The following conditions apply:

  • All utterances in the collection must have the same format

  • All utterances must have a unique name

Parameters

utterances (list of Utterance or list of tuples) – The utterances to be stored

Raises

ValueError – If the utterances cannot be created because of the above conditions, or because one of the utterances if not valid

classmethod load(filename)[source]

Returns utterances loaded from a file

All the lines in the must conform to the same utterance format.

Parameters

filename (str) – The file to load

Raises

ValueError – If the filename is not found, if all the utterances do not have the same format, if all the <utterance-id> are not unique or if some defined utterances are not valid (audio file not found for instance).

save(filename)[source]

Writes the utterances to file

Parameters

filename (str) – The filename to write

format(type=<class 'int'>)[source]

Returns the utterances format

Parameters

type (optional, int or str) – When int return the format code, when str returns it’s string representation

Raises

ValueError – If type is not int or str

has_speakers()[source]

Returns True if there is speaker information, False otherwise

by_speaker()[source]

Returns a dictionary of utterances indexed by speaker

The returned dictionary has speakers as keys and list of Utterance as values.

Raises

ValueError – If there is no speaker information

by_name()[source]

Returns a dictonary of utterances indexed by name

The returned dictionary has utterance names as keys and Utterance instances as values.

duration()[source]

Returns the total duration of the utterances in seconds

fit_to_duration(duration, truncate=False, shuffle=False)[source]

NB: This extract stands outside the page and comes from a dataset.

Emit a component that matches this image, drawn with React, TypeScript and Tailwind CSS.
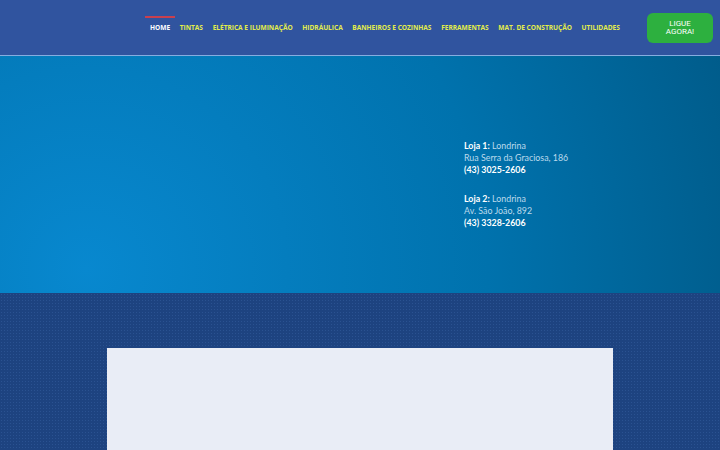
import React from 'react';

const links = ['TINTAS', 'ELÉTRICA E ILUMINAÇÃO', 'HIDRÁULICA', 'BANHEIROS E COZINHAS', 'FERRAMENTAS', 'MAT. DE CONSTRUÇÃO', 'UTILIDADES'];

const stores = [
  { label: 'Loja 1:', city: 'Londrina', street: 'Rua Serra da Graciosa, 186', phone: '(43) 3025-2606' },
  { label: 'Loja 2:', city: 'Londrina', street: 'Av. São João, 892', phone: '(43) 3328-2606' },
];

export default function App() {
  return (
    <div className="h-[450px] w-[720px] overflow-hidden font-['Lato',sans-serif]">
      {/* Header */}
      <header className="flex h-[56px] items-center border-b border-[#86ade0] bg-[#30549f] pl-[145px] pr-[7px]">
        <nav className="flex h-full flex-1 items-start gap-[9.7px] font-['Open_Sans',sans-serif] text-[6.55px] font-bold">
          <a className="mt-[16px] -mr-[5px] border-t-2 border-[#c8404f] px-[5px] pt-[4px] leading-[11px] text-white">HOME</a>
          {links.map((link) => (
            <a key={link} className="mt-[22px] leading-[11px] whitespace-nowrap text-[#e4ee4a]">{link}</a>
          ))}
        </nav>
        <button className="mt-[1px] flex h-[30px] w-[66px] shrink-0 items-center justify-center rounded-[6px] bg-[#2db03f] text-center font-['Roboto',sans-serif] text-[8px] leading-[8px] font-normal text-white">
          LIGUE<br />AGORA!
        </button>
      </header>

      {/* Lojas */}
      <section className="flex h-[237px] flex-col gap-[17px] bg-[radial-gradient(circle_at_12%_90%,#0888cf_0%,#0072ad_60%,#005c8b_100%)] pt-[84px] pl-[464px] text-[8.85px] leading-[12px] text-[#bcdaec]">
        {stores.map((store) => (
          <div key={store.label}>
            <p><b className="text-white">{store.label}</b> {store.city}</p>
            <p>{store.street}</p>
            <p className="font-bold text-white">{store.phone}</p>
          </div>
        ))}
      </section>

      {/* Conteudo */}
      <section className="flex h-[157px] justify-center bg-[#1d4380] bg-[radial-gradient(#2a5291_1px,transparent_1px)] bg-[size:3px_3px] pt-[55px]">
        <div className="h-full w-[506px] bg-[#e9edf6]" />
      </section>
    </div>
  );
}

Returns a subset of utterances, keeping duration sec per speaker

Parameters
  • duration (float) – The duration to keep per speaker, in seconds

  • truncate (bool, optional) – When True, truncate the the total duration to the one available if there is not enough data. When False, raise an error if the duration cannot be returned for a speaker. Default to False.

  • shuffle (bool, optional) – When True, shuffle the utterances before extracting segments. When False, take them in order. Default to False.

Returns

utterances (Utterances) – The utterances segments fitting the given duration for each speaker

Raises

ValueError – If the utterances are not defined by speakers. When duration is not strictly positive or, when truncate is True, if a speaker has not enough data to build segments.